Question

How to do this hypothesis testing question?

A business student claims that, on average, an MBA student is required to prepare more than five cases per week. To examine the claim, a statistics professor asks a random sample of 10 MBA students to report the number of cases they prepare weekly. The results are exhibited here. Can the professor conclude at the 5% significance level that the claim is true, assuming that the number of cases is normally distributed with a standard deviation of 1.5?
2 7 4 8 9 5 11 3 7 4

Answer 1

Yes, the student's claim appears to be true based upon this one sample. See explanation.

Explanation:

For this problem, it is helpful to determine the null hypothesis and the alternate hypothesis. Since the student claims that an MBA student prepares an average of more than 5 cases per week, we can specify our null hypothesis `H_0` as such:

`H_0`: The population mean `mu` is 5 or less cases per week (`mu <= 5`)

The alternate hypothesis `H_a` can be specified as the claim the student is making:

`H_a`: The population mean `mu` is > 5 cases per week (`mu > 5`)

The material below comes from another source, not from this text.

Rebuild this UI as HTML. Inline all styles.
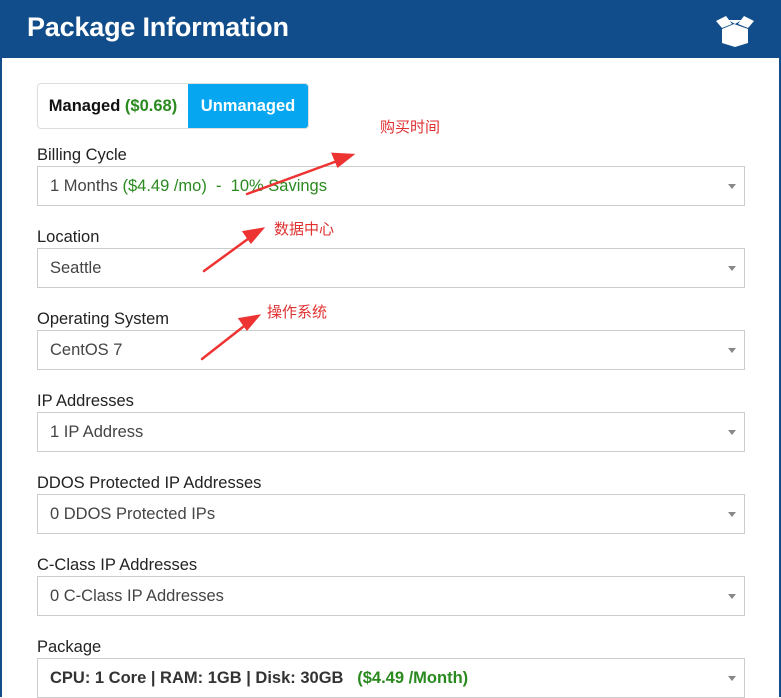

Since we are told that the number of cases is normally distributed with a standard deviation `sigma = 1.5`, we can opt to use a One Sample Z-Test for our hypothesis testing. (I'd opt for this even with a sample size of 10, which normally would lend towards a t-test, only because we are given the population standard deviation, which is often not known...making this problem more of a "classroom" and not "real world" problem.)

To proceed, we need to know the mean of the cases from our sample of 10:

`bar(x) = (2+7+ 4+ 8+ 9+ 5+ 11+ 3+ 7+ 4)/10 = 60/10=6`

We can now calculate the z-test value according to the z-test formula:

`z=(bar(x)-mu_{bar(x)})/(sigma/sqrt(n))`

In this formula:

#{: (underline("Symbol"),underline("Meaning"),underline("Value")), (bar(x), "Sample mean", 6), (mu_{bar(x)}, "Assumed population mean in test", 5), (sigma, "Population std. dev.", 1.5), (n, "Number in sample", 10):}#

`z = (6 - 5)/(1.5/sqrt(10)) = 1 * sqrt(10)/1.5 ~~ 2.11`

Our z-test score is about 2.11. Now, since our alternate hypothesis is that we are expecting the population mean to be more than 5 cases per week, we are looking for a right-tail probability (since we are looking at an alternate hypothesis that specifies values greater than 5).

According to a z-score table, the left-tail (aka cumulative from negative infinity) probability associated with a z-score of 2.11 is about 0.9826. Thus, the right-tail probability `p` we are interested in is `p = 1 - 0.9826 = 0.0174`.

At a 5% (0.05) significance level, our `p` value of 0.0174 is definitely less than the significance level. This means we have sufficient statistical weight for us to reject the null hypothesis in favor of the alternate hypothesis. The student's claim does appear to potentially be true given this one test.